Secret Shared Validators on Eth

Mara Schmiedt & Collin Myers | February 2021

TL;DR

  • SSVs, a joint research effort supported by the research and grants team at the Ethereum Foundation, seeks to bring better infrastructure resilience to the eth2 Beacon Chain
  • The solution aims to offer an active-active redundancy configuration for institutional providers, staking pool operators, and at-home validators to mitigate potential failures at the Validator Client (VC) and Beacon Node (BN) level
  • The testing of the first Go-based SSV implementation set up by the Blox.io team is already up and running, the core team plans on releasing the audited, open-source implementation of the middleware in Q2-Q3 of this year.
  • Check-out the Eth2 Calculator to learn more about the economics of an SSV configuration for your at-home or cloud-based validator set-up.

Read our previous article on SSV on ETH2 here.

Eth2 Validator Responsibilities & Potential Failure Modes

The key areas of responsibility for validators on the eth2 network, which are also key determinants of their associated reward performance and operative risk, can largely be grouped into two categories: Liveliness and Safety.

Liveliness:

  • Do not go offline. If you go offline, make sure you aren’t offline when everyone else is.

Safety:

  • Do not produce slashable attestations or blocks through double-signing. Make sure you do not run multiple instances with the same key.
  • Keep your validator private key safe. Protect against potential compromise.

Today, different potential modes of validator failures are mitigated through different solutions.

Protecting against failures in liveliness at the Beacon Node and Validator Client level is primarily achieved through redundancy in associated components such as hardware provider, hardware location, cloud provider, cloud location, and validator client(s). Due to anti-correlation penalties in Eth2, which are designed to multiply slashing penalties if a group of validators commits similar offenses at the same time, diversified configurations and redundancy are particularly important for validators of all sizes.

Most providers leverage active-passive redundancy configurations to protect against service defaults in one or more infrastructure components of their primary setup. In this type of configuration one or multiple secondary nodes serve as a backup upon detected node failure. This type of protection is difficult to implement and requires extended expertise and testing if you are an average at-home validator or operate a trustless staking pool. In addition to this, the current specifications and implementations create a limitation to the sub-component level at which redundancy can be introduced. Validator Clients for example need to communicate with dedicated, client-specific Beacon Node instances making active failover between nodes that operate on different clients an impossible task..

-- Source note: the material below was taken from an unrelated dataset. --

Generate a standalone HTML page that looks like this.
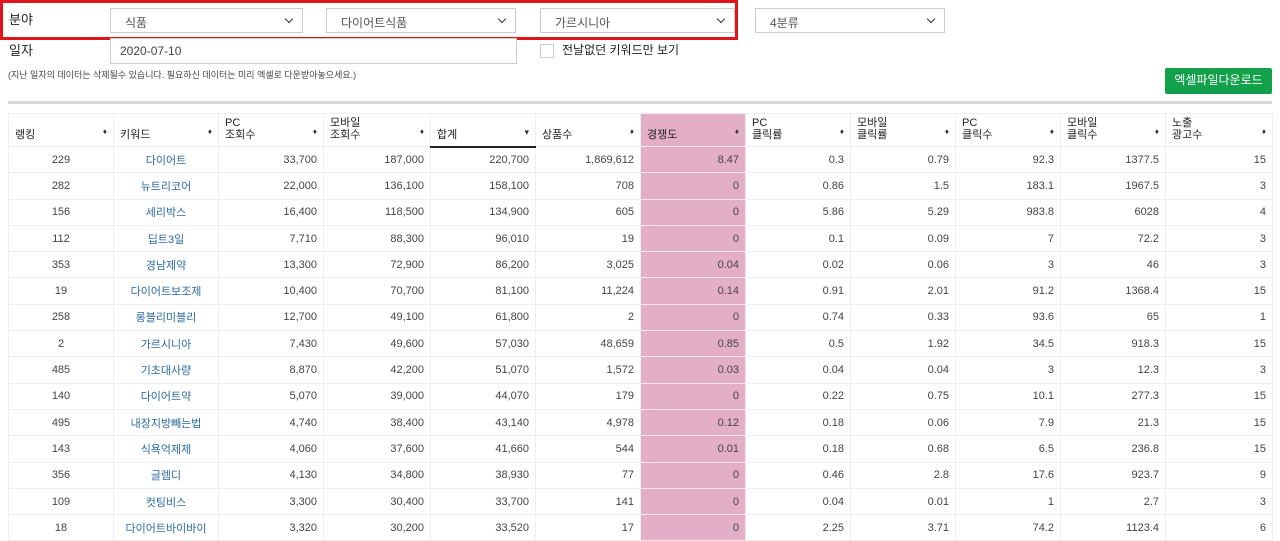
<!DOCTYPE html>
<html><head><meta charset="utf-8"><style>
*{box-sizing:border-box}
body{margin:0;width:1280px;height:541px;overflow:hidden;background:#fff;font-family:"Liberation Sans","Noto Sans CJK KR",sans-serif;color:#333;position:relative}
.abs{position:absolute}
.sel{position:absolute;height:25px;border:1px solid #ccc;background:#fff;font-size:12px;color:#555;padding:5px 0 0 14px}
.dd:after{content:"";position:absolute;right:10px;top:7px;width:5px;height:5px;border-right:1.5px solid #333;border-bottom:1.5px solid #333;transform:rotate(45deg)}
.lbl{font-size:13px;color:#222}
table{position:absolute;left:8px;top:113px;border-collapse:collapse;table-layout:fixed;width:1264px;font-size:11px}
td,th{border:1px solid #eee;padding:0 6px;overflow:hidden;white-space:nowrap}
th{height:33px;text-align:left;font-weight:normal;font-size:11px;color:#222;vertical-align:bottom;padding-bottom:5px;line-height:12px;position:relative}
th:after{content:"\2666";position:absolute;right:6px;top:12px;font-size:8px;color:#333}
th.s:after{content:"\25BE";font-size:9px}
th.s{border-bottom:2px solid #222}
td{height:26.3px;text-align:right;color:#444}
td.c{text-align:center}
td.k{text-align:center;color:#2c6aa0}
.p{background:#e3afc7;border-color:#f6e6ee}
</style></head><body>
<div class="abs" style="left:0;top:0;width:738px;height:40px;border:3px solid #e0151b"></div>
<div class="abs lbl" style="left:9px;top:9px">분야</div>
<div class="sel dd" style="left:110px;top:8px;width:193px">식품</div>
<div class="sel dd" style="left:326px;top:8px;width:190px">다이어트식품</div>
<div class="sel dd" style="left:540px;top:8px;width:195px">가르시니아</div>
<div class="sel dd" style="left:755px;top:8px;width:190px">4분류</div>
<div class="abs lbl" style="left:9px;top:40px">일자</div>
<div class="sel" style="left:110px;top:38px;width:407px;height:26px;padding-left:9px;color:#444">2020-07-10</div>
<div class="abs" style="left:540px;top:44px;width:14px;height:14px;border:1px solid #ccc"></div>
<div class="abs lbl" style="left:562px;top:41px;font-size:12px">전날없던 키워드만 보기</div>
<div class="abs" style="left:8px;top:68px;font-size:9px;color:#444">(지난 일자의 데이터는 삭제될수 있습니다. 필요하신 데이터는 미리 엑셀로 다운받아놓으세요.)</div>
<div class="abs" style="left:1165px;top:68px;width:107px;height:26px;background:#12a04b;border-radius:2px;color:#fff;font-size:12px;text-align:center;line-height:25px">엑셀파일다운로드</div>
<div class="abs" style="left:8px;top:101px;width:1264px;height:3px;background:#d8d8d8"></div>
<table>
<colgroup><col style="width:105px"><col style="width:105px"><col style="width:105px"><col style="width:107px"><col style="width:105px"><col style="width:105px"><col style="width:105px"><col style="width:105px"><col style="width:105px"><col style="width:105px"><col style="width:105px"><col style="width:107px"></colgroup>
<tr><th>랭킹</th><th>키워드</th><th>PC<br>조회수</th><th>모바일<br>조회수</th><th class="s">합계</th><th>상품수</th><th class="p">경쟁도</th><th>PC<br>클릭률</th><th>모바일<br>클릭률</th><th>PC<br>클릭수</th><th>모바일<br>클릭수</th><th>노출<br>광고수</th></tr>
<tr><td class="c">229</td><td class="k">다이어트</td><td>33,700</td><td>187,000</td><td>220,700</td><td>1,869,612</td><td class="p">8.47</td><td>0.3</td><td>0.79</td><td>92.3</td><td>1377.5</td><td>15</td></tr>
<tr><td class="c">282</td><td class="k">뉴트리코어</td><td>22,000</td><td>136,100</td><td>158,100</td><td>708</td><td class="p">0</td><td>0.86</td><td>1.5</td><td>183.1</td><td>1967.5</td><td>3</td></tr>
<tr><td class="c">156</td><td class="k">세리박스</td><td>16,400</td><td>118,500</td><td>134,900</td><td>605</td><td class="p">0</td><td>5.86</td><td>5.29</td><td>983.8</td><td>6028</td><td>4</td></tr>
<tr><td class="c">112</td><td class="k">딥트3일</td><td>7,710</td><td>88,300</td><td>96,010</td><td>19</td><td class="p">0</td><td>0.1</td><td>0.09</td><td>7</td><td>72.2</td><td>3</td></tr>
<tr><td class="c">353</td><td class="k">경남제약</td><td>13,300</td><td>72,900</td><td>86,200</td><td>3,025</td><td class="p">0.04</td><td>0.02</td><td>0.06</td><td>3</td><td>46</td><td>3</td></tr>
<tr><td class="c">19</td><td class="k">다이어트보조제</td><td>10,400</td><td>70,700</td><td>81,100</td><td>11,224</td><td class="p">0.14</td><td>0.91</td><td>2.01</td><td>91.2</td><td>1368.4</td><td>15</td></tr>
<tr><td class="c">258</td><td class="k">롱블리미블리</td><td>12,700</td><td>49,100</td><td>61,800</td><td>2</td><td class="p">0</td><td>0.74</td><td>0.33</td><td>93.6</td><td>65</td><td>1</td></tr>
<tr><td class="c">2</td><td class="k">가르시니아</td><td>7,430</td><td>49,600</td><td>57,030</td><td>48,659</td><td class="p">0.85</td><td>0.5</td><td>1.92</td><td>34.5</td><td>918.3</td><td>15</td></tr>
<tr><td class="c">485</td><td class="k">기초대사량</td><td>8,870</td><td>42,200</td><td>51,070</td><td>1,572</td><td class="p">0.03</td><td>0.04</td><td>0.04</td><td>3</td><td>12.3</td><td>3</td></tr>
<tr><td class="c">140</td><td class="k">다이어트약</td><td>5,070</td><td>39,000</td><td>44,070</td><td>179</td><td class="p">0</td><td>0.22</td><td>0.75</td><td>10.1</td><td>277.3</td><td>15</td></tr>
<tr><td class="c">495</td><td class="k">내장지방빼는법</td><td>4,740</td><td>38,400</td><td>43,140</td><td>4,978</td><td class="p">0.12</td><td>0.18</td><td>0.06</td><td>7.9</td><td>21.3</td><td>15</td></tr>
<tr><td class="c">143</td><td class="k">식욕억제제</td><td>4,060</td><td>37,600</td><td>41,660</td><td>544</td><td class="p">0.01</td><td>0.18</td><td>0.68</td><td>6.5</td><td>236.8</td><td>15</td></tr>
<tr><td class="c">356</td><td class="k">글렘디</td><td>4,130</td><td>34,800</td><td>38,930</td><td>77</td><td class="p">0</td><td>0.46</td><td>2.8</td><td>17.6</td><td>923.7</td><td>9</td></tr>
<tr><td class="c">109</td><td class="k">컷팅비스</td><td>3,300</td><td>30,400</td><td>33,700</td><td>141</td><td class="p">0</td><td>0.04</td><td>0.01</td><td>1</td><td>2.7</td><td>3</td></tr>
<tr><td class="c">18</td><td class="k">다이어트바이바이</td><td>3,320</td><td>30,200</td><td>33,520</td><td>17</td><td class="p">0</td><td>2.25</td><td>3.71</td><td>74.2</td><td>1123.4</td><td>6</td></tr>
</table>
</body></html>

Safety measures for slashing protection already exist at both the local level, which is enabled by default in existing validator clients such as Prysm. In addition, slashing protection can be implemented remotely. Unfortunately, neither of these can protect against faulty configurations where multiple validator instances are run with the same validator key or local slashing protection is deactivated for performance gains. Unfortunately, one of the root causes for recent slashing events that have occurred on the eth2 chain has been a result of these types of faulty setups.

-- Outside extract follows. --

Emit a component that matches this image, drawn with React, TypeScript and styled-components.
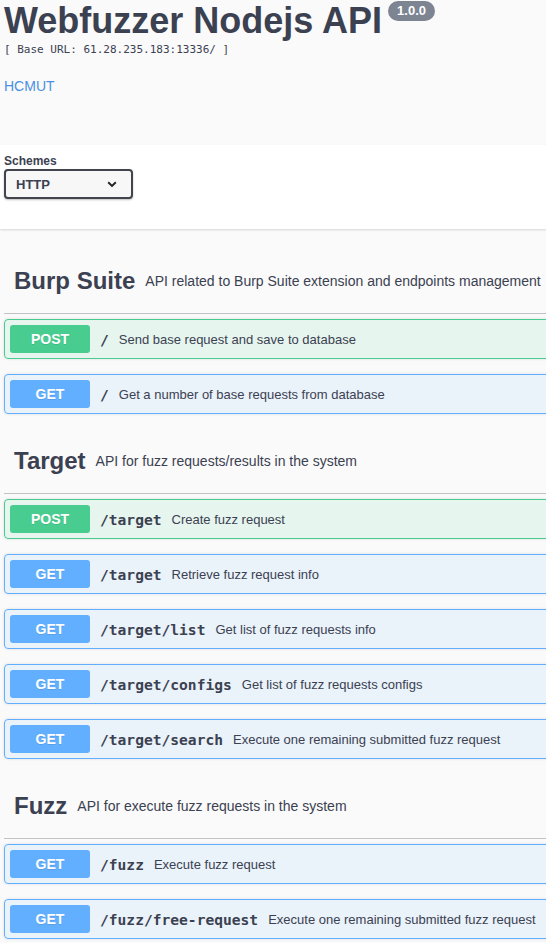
import React from "react";
import styled, { createGlobalStyle, css } from "styled-components";

const GlobalStyle = createGlobalStyle`
  html, body {
    margin: 0;
    padding: 0;
    background: #fafafa;
    overflow: hidden;
  }
  body {
    font-family: "Liberation Sans", Arial, sans-serif;
    color: #3b4151;
  }
`;

const Page = styled.div`
  width: 590px;
  min-height: 943px;
  background: #fafafa;
`;

const Info = styled.header`
  padding: 0 4px 50px 4px;
  display: flex;
  flex-direction: column;
`;

const TitleRow = styled.div`
  display: flex;
  align-items: flex-start;
`;

const Title = styled.h2`
  margin: 0;
  font-size: 36px;
  line-height: 41px;
  font-weight: 700;
  color: #3b4151;
  white-space: nowrap;
`;

const Version = styled.span`
  margin: 1px 0 0 6px;
  height: 20px;
  padding: 0 9px;
  border-radius: 57px;
  background: #7d8492;
  color: #fff;
  font-size: 13px;
  font-weight: 700;
  line-height: 20px;
  display: inline-flex;
  align-items: center;
`;

const BaseUrl = styled.pre`
  margin: 2px 0 0 0;
  font-family: "DejaVu Sans Mono", "Liberation Mono", monospace;
  font-size: 11px;
  line-height: 13px;
  color: #3b4151;
`;

const InfoLink = styled.a`
  margin-top: 22px;
  font-size: 14px;
  line-height: 17px;
  color: #4990e2;
  text-decoration: none;
  align-self: flex-start;
`;

const SchemeContainer = styled.section`
  background: #fff;
  box-shadow: 0 1px 2px 0 rgba(0, 0, 0, 0.15);
  padding: 9px 4px 30px 4px;
  height: 84px;
  box-sizing: border-box;
  display: flex;
  flex-direction: column;
  align-items: flex-start;
`;

const SchemeLabel = styled.label`
  font-size: 12px;
  line-height: 14px;
  font-weight: 700;
  color: #3b4151;
`;

const SchemeSelect = styled.div`
  margin-top: 1px;
  width: 129px;
  height: 30px;
  box-sizing: border-box;
  border: 2px solid #41444e;
  border-radius: 4px;
  background: #f7f7f7;
  box-shadow: 0 1px 2px 0 rgba(0, 0, 0, 0.25);
  padding: 0 14px 0 10px;
  display: flex;
  align-items: center;
  justify-content: space-between;
  font-size: 13px;
  font-weight: 700;
  color: #3b4151;
`;

const Wrapper = styled.main`
  padding: 20px 0 0 4px;
`;

const TagSection = styled.section`
  display: flex;
  flex-direction: column;
`;

const TagHeader = styled.h3`
  margin: 0 0 5px 0;
  height: 64px;
  padding: 0 20px 0 10px;
  border-bottom: 1px solid rgba(59, 65, 81, 0.3);
  display: flex;
  align-items: center;
  white-space: nowrap;
`;

const TagName = styled.span`
  font-size: 24px;
  font-weight: 700;
  color: #3b4151;
`;

const TagDesc = styled.small`
  padding-left: 10px;
  font-size: 14px;
  font-weight: 400;
  color: #3b4151;
`;

type Method = "post" | "get";

const methodColors: Record<Method, { main: string; bg: string }> = {
  post: { main: "#49cc90", bg: "rgba(73, 204, 144, 0.1)" },
  get: { main: "#61affe", bg: "rgba(97, 175, 254, 0.1)" },
};

const OpBlock = styled.div<{ $method: Method }>`
  margin: 0 0 15px 0;
  height: 40px;
  box-sizing: border-box;
  padding: 5px;
  border-radius: 4px;
  display: flex;
  align-items: center;
  white-space: nowrap;
  box-shadow: 0 0 3px rgba(0, 0, 0, 0.12);
  ${({ $method }) => css`
    border: 1px solid ${methodColors[$method].main};
    background: ${methodColors[$method].bg};
  `}
`;

const MethodBadge = styled.span<{ $method: Method }>`
  width: 80px;
  height: 28px;
  flex: none;
  border-radius: 3px;
  background: ${({ $method }) => methodColors[$method].main};
  color: #fff;
  font-size: 14px;
  font-weight: 700;
  display: flex;
  align-items: center;
  justify-content: center;
  text-shadow: 0 1px 0 rgba(0, 0, 0, 0.1);
`;

const Path = styled.span`
  padding: 0 10px;
  font-family: "DejaVu Sans Mono", "Liberation Mono", monospace;
  font-size: 14.6px;
  font-weight: 700;
  color: #3b4151;
`;

const Summary = styled.span`
  font-size: 13px;
  color: #3b4151;
`;

const Chevron = () => (
  <svg width="10" height="7" viewBox="0 0 10 7" aria-hidden="true">
    <path d="M1.2 1.3 L5 5 L8.8 1.3" fill="none" stroke="#222" strokeWidth="1.9" />
  </svg>
);

type Op = { method: Method; path: string; summary: string };
type Tag = { name: string; desc: string; ops: Op[] };

const tags: Tag[] = [
  {
    name: "Burp Suite",
    desc: "API related to Burp Suite extension and endpoints management",
    ops: [
      { method: "post", path: "/", summary: "Send base request and save to database" },
      { method: "get", path: "/", summary: "Get a number of base requests from database" },
    ],
  },
  {
    name: "Target",
    desc: "API for fuzz requests/results in the system",
    ops: [
      { method: "post", path: "/target", summary: "Create fuzz request" },
      { method: "get", path: "/target", summary: "Retrieve fuzz request info" },
      { method: "get", path: "/target/list", summary: "Get list of fuzz requests info" },
      { method: "get", path: "/target/configs", summary: "Get list of fuzz requests configs" },
      { method: "get", path: "/target/search", summary: "Execute one remaining submitted fuzz request" },
    ],
  },
  {
    name: "Fuzz",
    desc: "API for execute fuzz requests in the system",
    ops: [
      { method: "get", path: "/fuzz", summary: "Execute fuzz request" },
      { method: "get", path: "/fuzz/free-request", summary: "Execute one remaining submitted fuzz request" },
    ],
  },
];

export default function App() {
  return (
    <Page>
      <GlobalStyle />
      <Info>
        <TitleRow>
          <Title>Webfuzzer Nodejs API</Title>
          <Version>1.0.0</Version>
        </TitleRow>
        <BaseUrl>[ Base URL: 61.28.235.183:13336/ ]</BaseUrl>
        <InfoLink href="#">HCMUT</InfoLink>
      </Info>
      <SchemeContainer>
        <SchemeLabel>Schemes</SchemeLabel>
        <SchemeSelect>
          <span>HTTP</span>
          <Chevron />
        </SchemeSelect>
      </SchemeContainer>
      <Wrapper>
        {tags.map((tag) => (
          <TagSection key={tag.name}>
            <TagHeader>
              <TagName>{tag.name}</TagName>
              <TagDesc>{tag.desc}</TagDesc>
            </TagHeader>
            {tag.ops.map((op, i) => (
              <OpBlock key={i} $method={op.method}>
                <MethodBadge $method={op.method}>{op.method.toUpperCase()}</MethodBadge>
                <Path>{op.path}</Path>
                <Summary>{op.summary}</Summary>
              </OpBlock>
            ))}
          </TagSection>
        ))}
      </Wrapper>
    </Page>
  );
}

To date, there has not been a single, out-of-the-box solution that effectively mitigates all the aforementioned potential modes of validator failures — the release of the Secret Shared Validators middleware changes this.

Secret Shared Validators (SSV)

SSV middleware provides the highest degree of infrastructure resilience against all types of potential failures at both the Validator Client (VC) and Beacon Node (BN) level on the eth2 network. You can think of it as a large multi-sig for distributed consensus finding duties on the Ethereum blockchain. For the short take check out this presentation or keep reading read on.

SSV consists of 4 key components: Distributed Key Generation, Shamir Secret Sharing of BLS Signatures, Secure Multi-Party Computation and the SSV BFT Consensus Layer. The end result of these 4 pillars can be seen in the graphic below, which represents an SSV validator on Eth2 utilizing a 3 of 4 threshold signature across 4 key shared VCs and 4 BNs configuration. The number of BNs and number of VCs depends on the requirement, and need not be the same.

Distributed Key Generation (DKG)

Distributed key generation is a cryptographic process in which multiple parties contribute to the calculation of a shared public and private key set. Each representative that is a part of this distributed ceremony owns a portion of the private key, preventing a single party from having direct access or control to the entire private key.

DKG is a core primitive for SSV as it enables multiple machines to work together with the same validator private key. In addition, it also builds the foundation for the threshold scheme (e.g. 3 of 4) that will be used for a given SSV set-up.

Shamir Secret Sharing of BLS Signatures

Secret sharing is a mechanism by which a secret (i.e. private key) is split and distributed across different participants in a way that each participant holds a share of that secret. To reconstruct the secret a predefined threshold of shares needs to be combined (e.g. 3 of 4), individual shares cannot be used to reconstruct the secret.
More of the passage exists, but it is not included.